Hybrid funds are types of mutual funds that invest in equities and debt instruments. This combination allows investors to receive steady earnings in the short-term, while at the same time aid in wealth appreciation over long term horizons.
In this article, we look at the various types of hybrid funds and their advantages.
Types of hybrid funds
Typically, hybrid mutual funds are classified as follows:
- Equity-oriented hybrid funds
These funds invest 65% or more of its assets in equities and the remaining 35% in debt and money-market instruments. Mostly, they invest in shares of companies across different industry sectors, including FMCG, mining, infrastructure, information technology, among others.
- Debt-oriented hybrid funds
These funds allocate 60% or more of its assets in debt and the remainder in equities. To maintain liquidity, they may also invest in cash and cash equivalents. The debt component constitutes investments in fixed-income earning instruments such as treasury bills, government securities, bonds, debentures, and more.
- Balanced funds
These funds invest a minimum of 65% of their portfolio in equity and equity-oriented instruments. Thus, they qualify as equity funds for the purposes of taxation. Any gains over Rs.1 lakh from balanced funds held for over a year are taxable at 10%.
- Monthly income plans (MIP)
Generally, MIPs allocate 15% to 20% of its portfolio to equities and the remaining to debt instruments. MIPs can be an ideal option as they offer two options – growth and dividend. The dividend option lets you earn profits at regular intervals. While, the growth option allows your investments to grow for the long term to build a corpus.
- Arbitrage funds
These funds make money by purchasing stocks at a lower price in one market and selling them at a higher price in another market.
Benefits of hybrid mutual fund investment
Following are the top mutual fund benefits of investing in hybrid funds:
- Balanced risk and return
Hybrid funds allow investors to reap maximum benefits by balancing the risk and return. On one side, the equity can fetch higher yields while debt can help earn steady returns at low risk.
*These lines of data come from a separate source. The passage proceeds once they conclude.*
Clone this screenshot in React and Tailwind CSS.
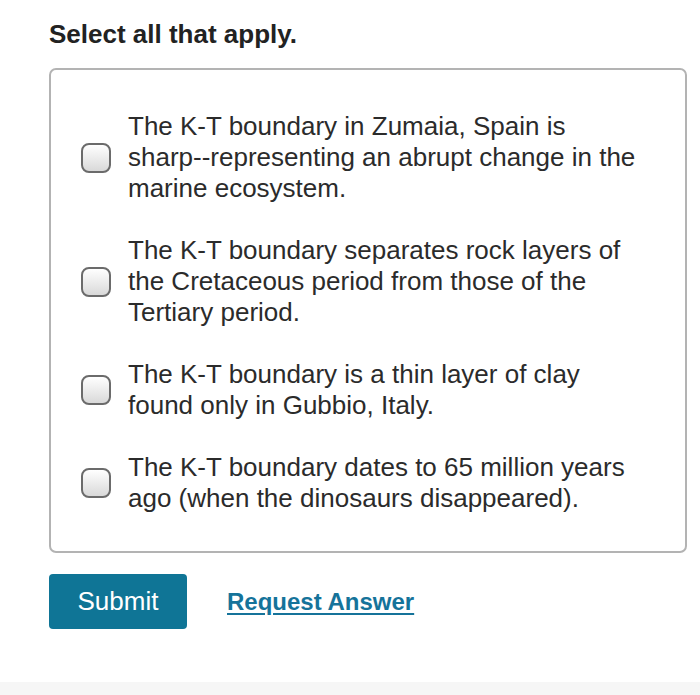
import React from "react";

const options = [
  "The K-T boundary in Zumaia, Spain is sharp--representing an abrupt change in the marine ecosystem.",
  "The K-T boundary separates rock layers of the Cretaceous period from those of the Tertiary period.",
  "The K-T boundary is a thin layer of clay found only in Gubbio, Italy.",
  "The K-T boundary dates to 65 million years ago (when the dinosaurs disappeared).",
];

function Checkbox() {
  return (
    <div className="w-[30px] h-[30px] shrink-0 rounded-[8px] border-2 border-[#6b6b6b] bg-gradient-to-b from-[#ffffff] to-[#d9d9d9]" />
  );
}

export default function App() {
  return (
    <div className="w-[700px] h-[695px] bg-white flex flex-col" style={{ fontFamily: '"Liberation Sans", Arial, sans-serif' }}>
      <div className="flex-1 pl-[49px] pr-[13px] pt-[17px]">
        <h2 className="text-[26px] font-bold text-[#222] leading-[34px]">Select all that apply.</h2>
        <div className="mt-[17px] border-2 border-[#b3b3b3] rounded-[7px] pt-[41px] pb-[37px] pl-[30px] pr-[20px] flex flex-col gap-[31px]">
          {options.map((t, i) => (
            <div key={i} className="flex items-center gap-[17px]">
              <Checkbox />
              <div className="text-[26px] leading-[31px] text-[#2b2b2b] max-w-[512px]">{t}</div>
            </div>
          ))}
        </div>
        <div className="mt-[21px] flex items-center gap-[40px]">
          <button className="w-[138px] h-[55px] rounded-[4px] bg-[#0f7596] text-white text-[26px] flex items-center justify-center">
            Submit
          </button>
          <a className="text-[24px] font-bold text-[#15739a] underline decoration-2 underline-offset-[3px]">Request Answer</a>
        </div>
      </div>
      <div className="h-[13px] bg-[#f6f6f6]" />
    </div>
  );
}
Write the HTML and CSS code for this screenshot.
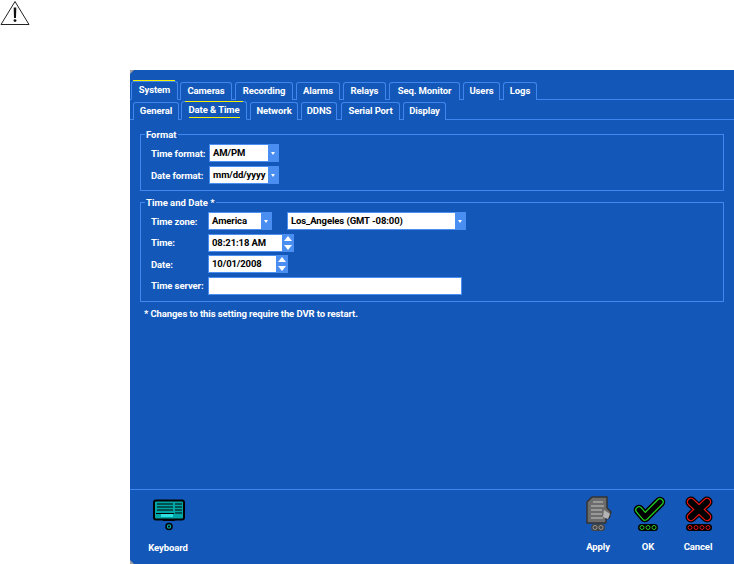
FILE: index.html
```html
<!DOCTYPE html>
<html lang="en">
<head>
<meta charset="utf-8">
<title>System - Date &amp; Time</title>
<link rel="stylesheet" href="styles.css">
</head>
<body>
<div class="notice">
  <svg class="warn" width="30" height="26" viewBox="0 0 30 26"><path d="M15 1.500 1 24.500h28z" fill="#fff" stroke="#222" stroke-width="1"/><path d="M14.300 8h1.400l-.3 9.500h-.8z" fill="#111" stroke="#111" stroke-width="1.200"/><circle cx="15" cy="20.600" r="1.400" fill="#111"/></svg>
</div>
<main class="panel">
  <nav class="tabs tabs-main">
    <a class="tab active t1">System</a>
    <a class="tab t2">Cameras</a>
    <a class="tab t3">Recording</a>
    <a class="tab t4">Alarms</a>
    <a class="tab t5">Relays</a>
    <a class="tab t6">Seq. Monitor</a>
    <a class="tab t7">Users</a>
    <a class="tab t8">Logs</a>
  </nav>
  <nav class="tabs tabs-sub">
    <a class="tab s1">General</a>
    <a class="tab active s2"><span class="under">Date &amp; Time</span></a>
    <a class="tab s3">Network</a>
    <a class="tab s4">DDNS</a>
    <a class="tab s5">Serial Port</a>
    <a class="tab s6">Display</a>
  </nav>
  <section class="content">
    <fieldset class="group group-format">
      <legend>Format</legend>
      <div class="row"><label>Time format:</label><div class="field w-time"><span class="val">AM/PM</span><span class="drop"></span></div></div>
      <div class="row"><label>Date format:</label><div class="field w-time"><span class="val">mm/dd/yyyy</span><span class="drop"></span></div></div>
    </fieldset>
    <fieldset class="group group-date">
      <legend>Time and Date *</legend>
      <div class="row alt"><label>Time zone:</label><div class="field w-zone"><span class="val">America</span><span class="drop"></span></div><div class="field w-city"><span class="val">Los_Angeles (GMT -08:00)</span><span class="drop"></span></div></div>
      <div class="row alt"><label>Time:</label><div class="field w-clock"><span class="val">08:21:18 AM</span><span class="spin"></span></div></div>
      <div class="row alt"><label>Date:</label><div class="field w-date"><span class="val">10/01/2008</span><span class="spin"></span></div></div>
      <div class="row alt"><label>Time server:</label><div class="field w-server"><span class="val"></span></div></div>
    </fieldset>
    <p class="note">* Changes to this setting require the DVR to restart.</p>
  </section>
  <footer class="footer">
    <div class="action act-key">
      <svg width="36" height="34" viewBox="0 0 36 34"><rect x="4" y="1.500" width="30" height="19" rx="2" fill="#00a5a5" stroke="#000" stroke-width="2"/><path d="M7 5h16M7 8h16M7 11h16M25 5h7M25 8h7M25 11h7M25 14h7" stroke="#000" stroke-width="1.200"/><rect x="11" y="15" width="12" height="3" fill="#2ee0e0"/><rect x="6" y="14" width="18" height="1" fill="#000"/><path d="M13 21h12" stroke="#000" stroke-width="2"/><circle cx="19" cy="27.500" r="3" fill="#00a5a5" stroke="#000" stroke-width="1.500"/><circle cx="19" cy="27.500" r="1" fill="#000"/></svg>
      <span>Keyboard</span>
    </div>
    <div class="actions">
      <div class="action">
        <svg width="36" height="36" viewBox="0 0 36 36"><path d="M7 7 12 2h15v11l4 4-2 6-3 1v4H7z" fill="#6c6c6c" stroke="#333" stroke-width="1.500" stroke-linejoin="round"/><path d="M13 7h10M11 11h13M11 15h11M11 19h11M11 23h12" stroke="#c4c4c4" stroke-width="1.100"/><path d="M24 15l6 4-2 5-5-2z" fill="#b4b4b4"/><rect x="11" y="29" width="14" height="7" rx="3.500" fill="#444"/><circle cx="15" cy="32.500" r="2" fill="#444" stroke="#999"/><circle cx="21" cy="32.500" r="2" fill="#444" stroke="#999"/></svg>
        <span>Apply</span>
      </div>
      <div class="action">
        <svg width="36" height="36" viewBox="0 0 36 36"><g fill="none" stroke-linejoin="round" stroke-linecap="round"><path d="M9 15l6 7L30 7" stroke="#000" stroke-width="10.500"/><path d="M9 15l6 7L30 7" stroke="#22d022" stroke-width="7.500"/><path d="M9 15l6 7L30 7" stroke="#000" stroke-width="5"/></g><rect x="8" y="29" width="20" height="7" rx="3.500" fill="#000"/><circle cx="12" cy="32.500" r="2" fill="#000" stroke="#2bc82b"/><circle cx="18" cy="32.500" r="2" fill="#000" stroke="#2bc82b"/><circle cx="24" cy="32.500" r="2" fill="#000" stroke="#2bc82b"/></svg>
        <span>OK</span>
      </div>
      <div class="action">
        <svg width="36" height="36" viewBox="0 0 36 36"><g fill="none" stroke-linecap="round"><path d="M11 7l16 15M27 7 11 22" stroke="#000" stroke-width="11"/><path d="M11 7l16 15M27 7 11 22" stroke="#f01414" stroke-width="8.500"/><path d="M11 7l16 15M27 7 11 22" stroke="#000" stroke-width="6"/></g><rect x="6" y="29" width="26" height="7" rx="3.500" fill="#000"/><circle cx="10" cy="32.500" r="2" fill="#000" stroke="#e01414"/><circle cx="16" cy="32.500" r="2" fill="#000" stroke="#e01414"/><circle cx="22" cy="32.500" r="2" fill="#000" stroke="#e01414"/><circle cx="28" cy="32.500" r="2" fill="#000" stroke="#e01414"/></svg>
        <span>Cancel</span>
      </div>
    </div>
  </footer>
</main>
</body>
</html>
```
FILE: styles.css
```css
* { box-sizing: border-box; }
html, body { margin: 0; padding: 0; background: #fff; }
body {
  width: 734px;
  height: 564px;
  overflow: hidden;
  font: bold 9.500px Roboto, "Liberation Sans", Arial, sans-serif;
  letter-spacing: -0.1px;
  color: #fff;
  white-space: nowrap;
}
.notice { height: 70px; }
.warn { display: block; }
.panel {
  position: relative;
  margin-left: 130px;
  width: 604px;
  height: 494px;
  background: #1358b8;
  display: flex;
  flex-direction: column;
  padding-top: 10px;
}
.panel::before, .panel::after {
  content: "";
  position: absolute;
  left: 0;
  width: 4px;
  height: 4px;
  background: #a0a0a0;
}
.panel::before { top: 0; clip-path: polygon(0 0, 100% 0, 0 100%); }
.panel::after { bottom: 0; clip-path: polygon(0 0, 100% 100%, 0 100%); }

.tabs {
  display: flex;
  align-items: flex-end;
  border-bottom: 1px solid #3f86ee;
  flex: none;
}
.tabs-main { height: 20px; padding-left: 1px; }
.tabs-sub { height: 20px; padding-left: 3px; }
.tab {
  height: 18px;
  margin-bottom: -1px;
  margin-right: 3px;
  border: 1px solid #3f86ee;
  border-bottom: 0;
  border-radius: 3px 3px 0 0;
  text-align: center;
  line-height: 16px;
  flex: none;
  background: #1358b8;
  position: relative;
}
.tab.active {
  height: 19px;
  border-bottom: 1px solid #1358b8;
}
.t1 { width: 47px; margin-right: 2px; }
.t2 { width: 52px; }
.t3 { width: 58px; }
.t4 { width: 44px; }
.t5 { width: 43px; }
.t6 { width: 71px; }
.t7 { width: 37px; }
.t8 { width: 34px; }
.s1 { width: 46px; margin-right: 2px; }
.s2 { width: 66px; }
.s3 { width: 48px; }
.s4 { width: 36px; margin-right: 4px; }
.s5 { width: 59px; }
.s6 { width: 43px; }
.tab.active::before {
  content: "";
  position: absolute;
  top: -2px;
  left: 1px;
  width: 42px;
  height: 1px;
  background: #f5f000;
}
.s2.active::before { left: 3px; width: 58px; top: -1px; }
.under { display: inline-block; line-height: 12px; padding-bottom: 1px; border-bottom: 1px solid #f5f000; }

.content { flex: 1; padding: 9px 10px 0; min-height: 0; }
.group {
  margin: 0 0 6px;
  padding: 0 0 0 10px;
  border: 1px solid #4189f0;
  min-width: 0;
}
.group legend {
  padding: 0 1px;
  margin-left: -6px;
  line-height: 11px;
  letter-spacing: 0;
}
.group-format { height: 62px; padding-top: 4px; }
.group-date { height: 105px; padding-top: 4px; }
.row {
  display: flex;
  align-items: center;
  height: 18px;
  margin-bottom: 4px;
}
.row label { width: 58px; flex: none; }
.row.alt { margin-bottom: 3.500px; }
.row.alt label { width: 57px; }
.field {
  display: flex;
  height: 18px;
  background: #4b8ef2;
  padding: 1px 0 1px 1px;
  flex: none;
}
.val {
  flex: 1;
  background: #fff;
  color: #000;
  padding-left: 3px;
  line-height: 16px;
}
.drop {
  width: 11px;
  position: relative;
  flex: none;
}
.drop::after {
  content: "";
  position: absolute;
  left: 3px;
  top: 7px;
  border: 2.500px solid transparent;
  border-top: 3px solid #fff;
  border-bottom: 0;
}
.spin {
  width: 12px;
  flex: none;
  position: relative;
}
.spin::before, .spin::after {
  content: "";
  position: absolute;
  left: 2px;
  border: 4px solid transparent;
}
.spin::before { top: 1px; border-bottom: 5px solid #fff; border-top: 0; }
.spin::after { bottom: 1px; border-top: 5px solid #fff; border-bottom: 0; }
.w-time { width: 70px; }
.w-zone { width: 64px; margin-right: 15px; }
.w-city { width: 179px; }
.w-clock { width: 86px; }
.w-date { width: 80px; }
.w-server { width: 254px; padding: 1px; }
.note { margin: 6px 0 0 4px; line-height: 11px; }

.footer {
  flex: none;
  height: 75px;
  border-top: 1px solid #3f86ee;
  display: flex;
  justify-content: space-between;
  padding: 5px 11px 0 13px;
}
.actions { display: flex; gap: 0; }
.action {
  width: 50px;
  display: flex;
  flex-direction: column;
  align-items: center;
}
.action svg { display: block; flex: none; }
.action span { margin-top: 10px; line-height: 11px; }
.act-key { margin-top: 4px; }
.act-key span { margin-top: 9px; }
```
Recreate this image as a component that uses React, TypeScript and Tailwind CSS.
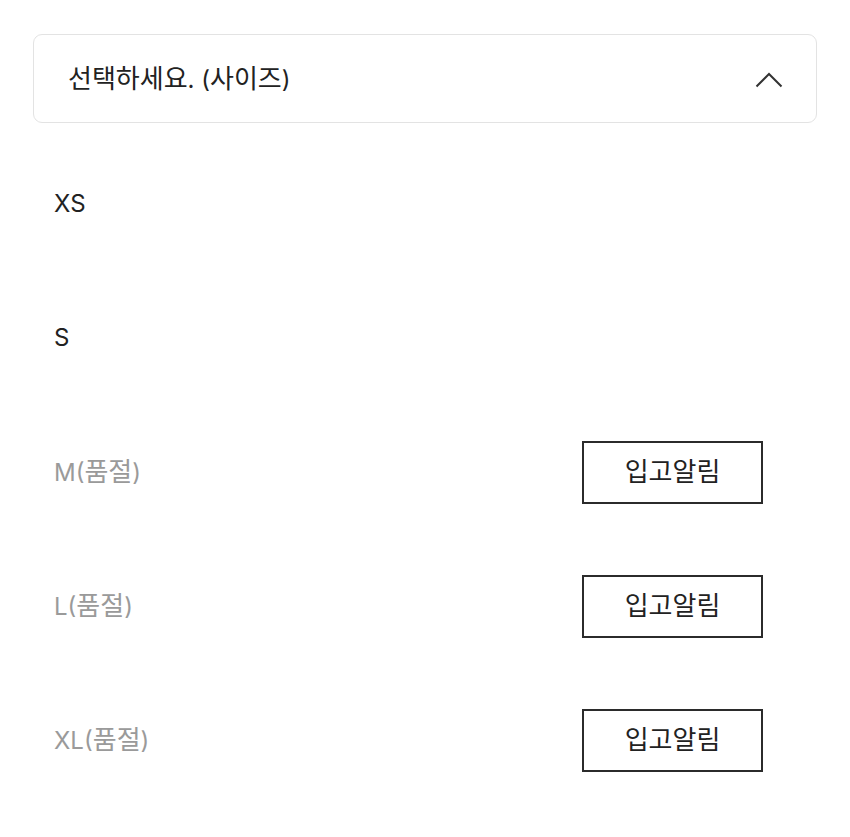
import React from "react";

type SizeOption = { size: string; soldOut: boolean };

const sizes: SizeOption[] = [
  { size: "XS", soldOut: false },
  { size: "S", soldOut: false },
  { size: "M", soldOut: true },
  { size: "L", soldOut: true },
  { size: "XL", soldOut: true },
];

function ChevronUp() {
  return (
    <svg width="28" height="18" viewBox="0 0 28 18" fill="none">
      <path d="M1.5 16.5 L14 4 L26.5 16.5" stroke="#333" strokeWidth="2" />
    </svg>
  );
}

// Hangul is set a touch larger than the Latin letters around it
function Ko({ children }: { children: React.ReactNode }) {
  return <span className="text-[26px]">{children}</span>;
}

export default function App() {
  return (
    <div
      className="w-[850px] h-[837px] bg-white pt-[34px] px-[33px]"
      style={{ fontFamily: 'Inter, "Noto Sans CJK KR", sans-serif' }}
    >
      <div className="h-[89px] border border-[#e3e3e3] rounded-[9px] flex items-center justify-between pl-[34px] pr-[33px]">
        <span className="text-[24px] text-[#222] leading-none">
          <Ko>선택하세요</Ko>. (<Ko>사이즈</Ko>)
        </span>
        <ChevronUp />
      </div>
      <ul className="mt-[14px] pl-[21px] pr-[54px]">
        {sizes.map((s) => (
          <li key={s.size} className="h-[134px] flex items-center justify-between">
            <span
              className={`text-[24px] leading-none ${s.soldOut ? "text-[#9a9a9a]" : "text-[#222]"}`}
            >
              {s.size}
              {s.soldOut && (
                <>
                  (<Ko>품절</Ko>)
                </>
              )}
            </span>
            {s.soldOut && (
              <button className="w-[181px] h-[63px] border-2 border-[#2b2b2b] bg-white text-[26px] text-[#222] flex items-center justify-center leading-none">
                입고알림
              </button>
            )}
          </li>
        ))}
      </ul>
    </div>
  );
}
- Ideal for first-time investors
For a novice investor looking to invest in mutual funds, hybrid funds can be an ideal option to gain exposure in equities steadily. Even when shares prices move up and down, the risk can be relatively lower.
- Lower expenses
Expense ratios for hybrid funds are usually on the lower side. This is because there is very little need for active portfolio management since there is a fixed proportion of bonds and stocks in most balanced funds.
Conclusion
If you are a new investor looking to invest in mutual funds online, you can start by investing in hybrid funds. They allow you to choose the perfect combination of assets based on your risk tolerance and investment goals.